The end result is that, when coupled with the eight semesters of tuition granted to NCSSM graduates by the state (room and board are still the responsibility of students and their families), NCSSM graduates now have more reasons than ever to continue their education in North Carolina post-high school. That’s a boon for North Carolina overall, of course, but also an often overlooked opportunity for students; many NCSSM students, depending on how many courses transfer, will be able to double major, or even double major and complete a minor, in the same amount of time it would take to earn a single degree.
Or, if they choose, they can also graduate from college in as little as two years.
Instead of graduating early, Bost decided to stick with the standard four-year course of study and added a second major. He will graduate with a major in environmental science, another in business, and a minor in Applied Sciences and Engineering.
“I’m in no rush to get out of here,” he says. “Had I wanted to, I could have, with maybe a summer course or two, graduated in two years, which would have been awesome. But I’m happy getting all this additional education. It feels pretty great.”
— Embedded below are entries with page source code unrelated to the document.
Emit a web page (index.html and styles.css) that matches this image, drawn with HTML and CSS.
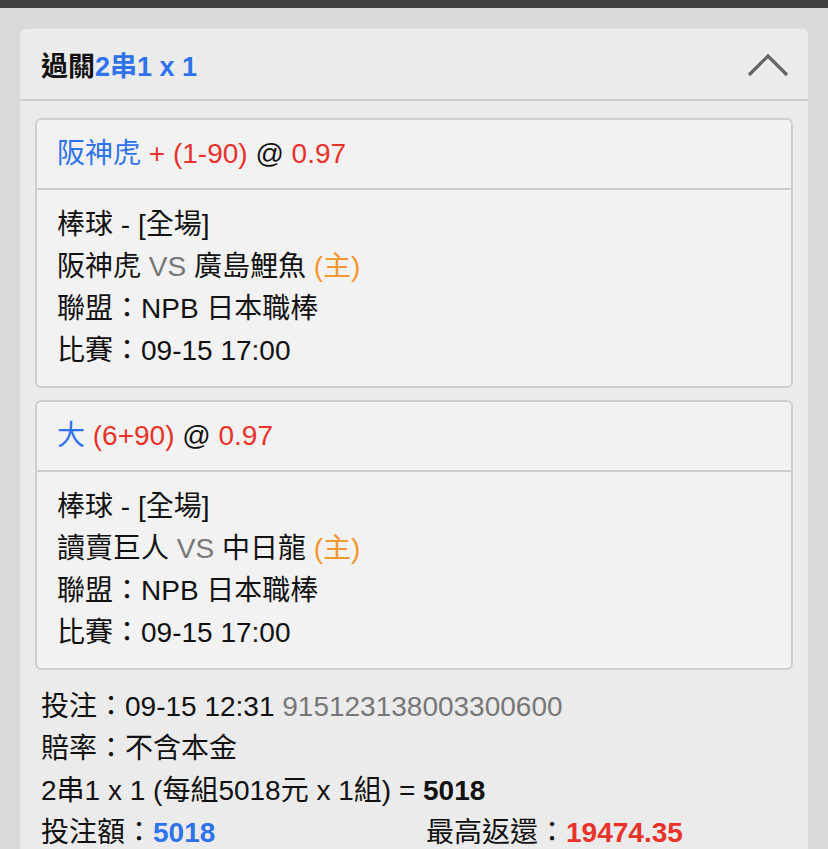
FILE: index.html
```html
<!DOCTYPE html>
<html lang="zh-Hant">
<head>
    <meta charset="UTF-8">
    <meta name="viewport" content="width=device-width, initial-scale=1.0">
    <title>過關 2串1</title>
    <link rel="stylesheet" href="styles.css">
</head>
<body>
    <div class="topbar"></div>
    <div class="panel">
        <div class="panel-head">
            <h2 class="panel-title">過關<span class="blue">2串1 x 1</span></h2>
            <svg class="chevron" width="42" height="24" viewBox="0 0 42 24">
                <polyline points="2,22 21,3 40,22" fill="none" stroke="#666" stroke-width="3.2"/>
            </svg>
        </div>
        <div class="panel-body">
            <div class="bet">
                <div class="bet-head">
                    <span class="blue">阪神虎</span> <span class="red">+ (1-90)</span> @ <span class="red">0.97</span>
                </div>
                <div class="bet-body">
                    <p>棒球 - [全場]</p>
                    <p>阪神虎 <span class="gray">VS</span> 廣島鯉魚 <span class="orange">(主)</span></p>
                    <p>聯盟：NPB 日本職棒</p>
                    <p>比賽：09-15 17:00</p>
                </div>
            </div>
            <div class="bet">
                <div class="bet-head">
                    <span class="blue">大</span> <span class="red">(6+90)</span> @ <span class="red">0.97</span>
                </div>
                <div class="bet-body">
                    <p>棒球 - [全場]</p>
                    <p>讀賣巨人 <span class="gray">VS</span> 中日龍 <span class="orange">(主)</span></p>
                    <p>聯盟：NPB 日本職棒</p>
                    <p>比賽：09-15 17:00</p>
                </div>
            </div>
            <div class="summary">
                <p>投注：09-15 12:31 <span class="gray">915123138003300600</span></p>
                <p>賠率：不含本金</p>
                <p>2串1 x 1 (每組5018元 x 1組) = <b>5018</b></p>
                <div class="totals">
                    <p>投注額：<b class="blue">5018</b></p>
                    <p>最高返還：<b class="red">19474.35</b></p>
                </div>
            </div>
        </div>
    </div>
</body>
</html>
```

FILE: styles.css
```css
body {
    margin: 0;
    background-color: #d9d9d9;
    font-family: "Liberation Sans", "Noto Sans CJK TC", sans-serif;
    font-size: 28px;
    color: #111;
}
p {
    margin: 0;
}
.topbar {
    height: 8px;
    background-color: #404040;
}
.panel {
    margin: 21px 20px 0;
    background-color: #ebebeb;
    border-radius: 6px;
}
.panel-head {
    height: 70px;
    display: flex;
    align-items: center;
    justify-content: space-between;
    padding: 0 19px 0 21px;
    border-bottom: 2px solid #cdcdcd;
}
.panel-title {
    margin: 0;
    font-size: 27px;
    font-weight: bold;
}
.chevron {
    display: block;
    margin-top: 2px;
}
.panel-body {
    padding: 17px 15px 20px;
}
.bet {
    background-color: #f2f2f2;
    border: 2px solid #cecece;
    border-radius: 6px;
    margin-bottom: 12px;
}
.bet-head {
    height: 68px;
    line-height: 68px;
    padding: 0 20px;
    border-bottom: 2px solid #cecece;
}
.bet-body {
    padding: 14px 20px;
    line-height: 42px;
}
.summary {
    padding: 4px 6px 0;
    line-height: 42px;
}
.totals {
    display: grid;
    grid-template-columns: 385px auto;
}
.blue {
    color: #2f73ec;
}
.red {
    color: #e8322a;
}
.orange {
    color: #f2962f;
}
.gray {
    color: #777;
}
```
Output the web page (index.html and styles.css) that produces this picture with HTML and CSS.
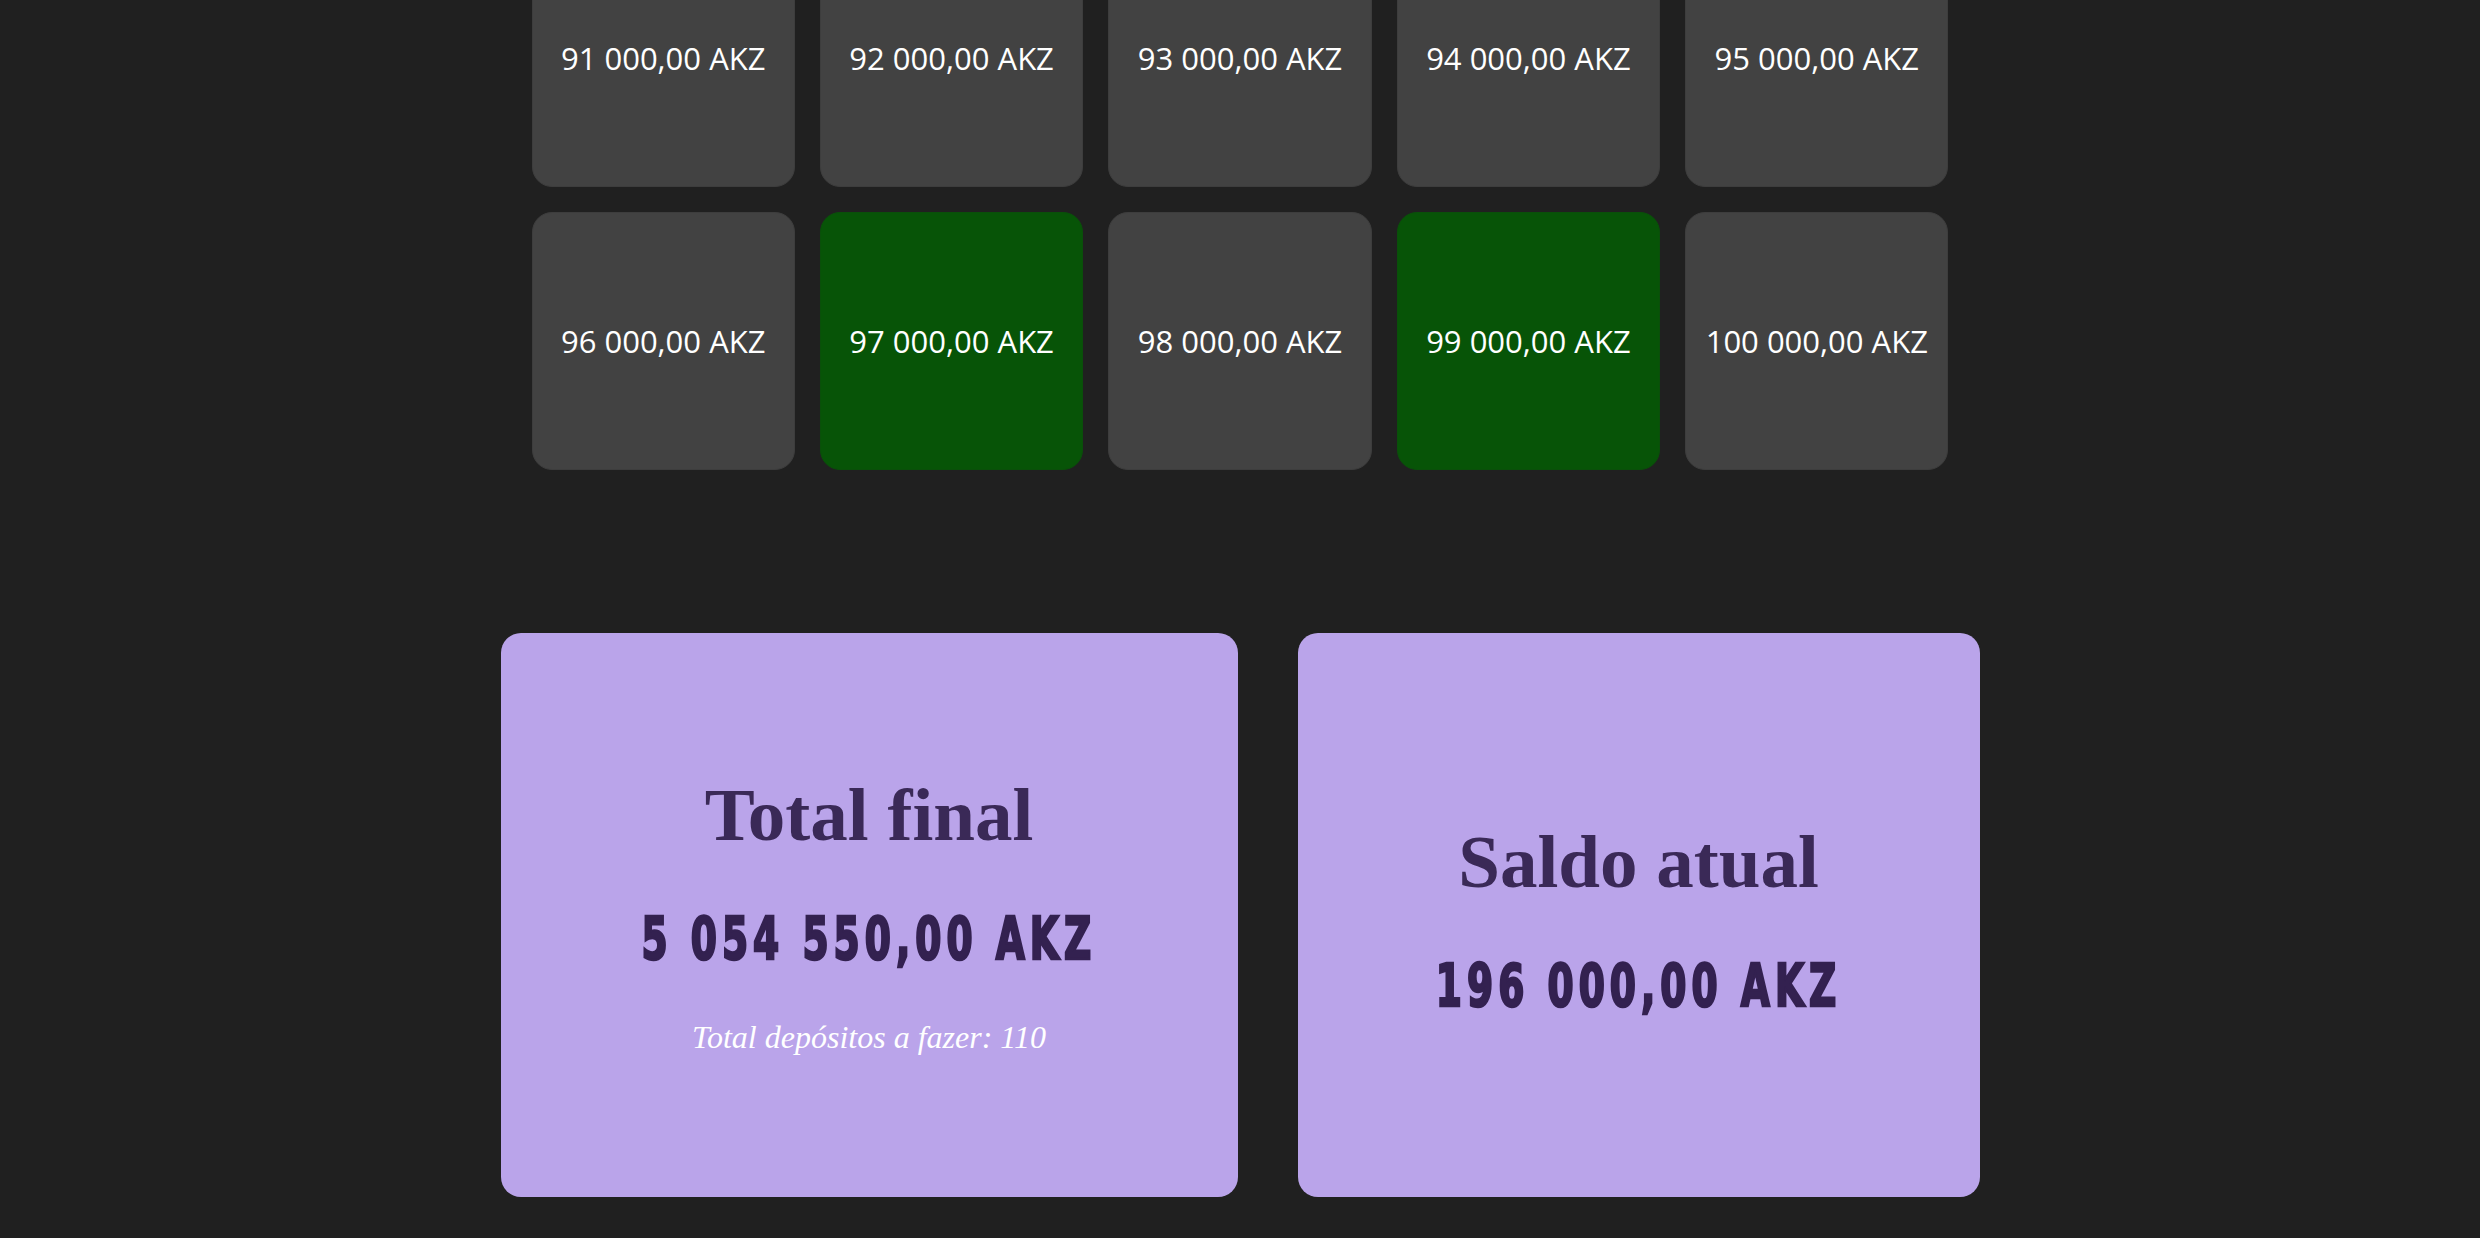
FILE: index.html
```html
<!DOCTYPE html>
<html lang="pt">
<head>
<meta charset="utf-8">
<title>Poupança</title>
<link rel="stylesheet" href="styles.css">
</head>
<body>
<main class="page">
  <section class="tiles">
    <div class="tile">91 000,00 AKZ</div>
    <div class="tile">92 000,00 AKZ</div>
    <div class="tile">93 000,00 AKZ</div>
    <div class="tile">94 000,00 AKZ</div>
    <div class="tile">95 000,00 AKZ</div>
    <div class="tile">96 000,00 AKZ</div>
    <div class="tile tile--done">97 000,00 AKZ</div>
    <div class="tile">98 000,00 AKZ</div>
    <div class="tile tile--done">99 000,00 AKZ</div>
    <div class="tile">100 000,00 AKZ</div>
  </section>
  <section class="summary">
    <div class="summary-card summary-card--total">
      <h2 class="summary-title">Total final</h2>
      <p class="summary-amount">5 054 550,00 AKZ</p>
      <p class="summary-note">Total depósitos a fazer: 110</p>
    </div>
    <div class="summary-card summary-card--balance">
      <h2 class="summary-title">Saldo atual</h2>
      <p class="summary-amount">196 000,00 AKZ</p>
    </div>
  </section>
</main>
</body>
</html>
```
FILE: styles.css
```css
html, body {
  margin: 0;
  padding: 0;
  background: #202020;
}

body {
  font-family: "Open Sans", "Noto Sans", sans-serif;
  color: #ffffff;
  overflow: hidden;
}

.page {
  display: flex;
  flex-direction: column;
  align-items: center;
}

.tiles {
  margin-top: -71px;
  width: 1417px;
  display: grid;
  grid-template-columns: repeat(5, 1fr);
  grid-auto-rows: 258px;
  gap: 25px;
}

.tile {
  display: flex;
  align-items: center;
  justify-content: center;
  background: #424242;
  border: 1px solid #3d3d3d;
  border-radius: 20px;
  font-family: "Open Sans", "Noto Sans", sans-serif;
  font-stretch: 90%;
  font-size: 31px;
  color: #ffffff;
  white-space: nowrap;
}

.tile--done {
  background: #075407;
  border-color: #0a4f0a;
}

.summary {
  margin-top: 163px;
  margin-bottom: 41px;
  display: flex;
  justify-content: center;
  gap: 60px;
}

.summary-card {
  box-sizing: border-box;
  height: 564px;
  background: #baa4ea;
  border-radius: 20px;
  display: flex;
  flex-direction: column;
  align-items: center;
  justify-content: center;
  text-align: center;
}

.summary-card--total {
  width: 737px;
}

.summary-card--balance {
  width: 682px;
}

.summary-title {
  margin: 0 0 61px;
  font-family: "Liberation Serif", "DejaVu Serif", serif;
  font-weight: bold;
  font-size: 75px;
  line-height: 82px;
  color: #3a2957;
}

.summary-amount {
  margin: 0;
  font-family: "DejaVu Sans Condensed", "DejaVu Sans", sans-serif;
  font-weight: bold;
  font-size: 58px;
  line-height: 45px;
  letter-spacing: 7px;
  color: #332150;
  -webkit-text-stroke: 2.5px #332150;
  transform: scaleX(0.72);
  white-space: nowrap;
}

.summary-note {
  margin: 57px 0 0;
  font-family: "Liberation Serif", "DejaVu Serif", serif;
  font-style: italic;
  font-size: 32px;
  line-height: 37px;
  color: #ffffff;
}
```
Shah was on track to graduate in two years from East Carolina, but a mid-course shift in majors added a year. They’re now working on a major in psychology and a minor in composite natural sciences. They’ve also applied to an accelerated master’s program in business.
It wouldn’t have been possible without the work Betz and the NCSSM’s registrar’s office put in, Shah says.
“I ended up sending Ms. Betz an email, right after I realized how many credits would transfer, and just thanked her for everything that they did to make that happen.”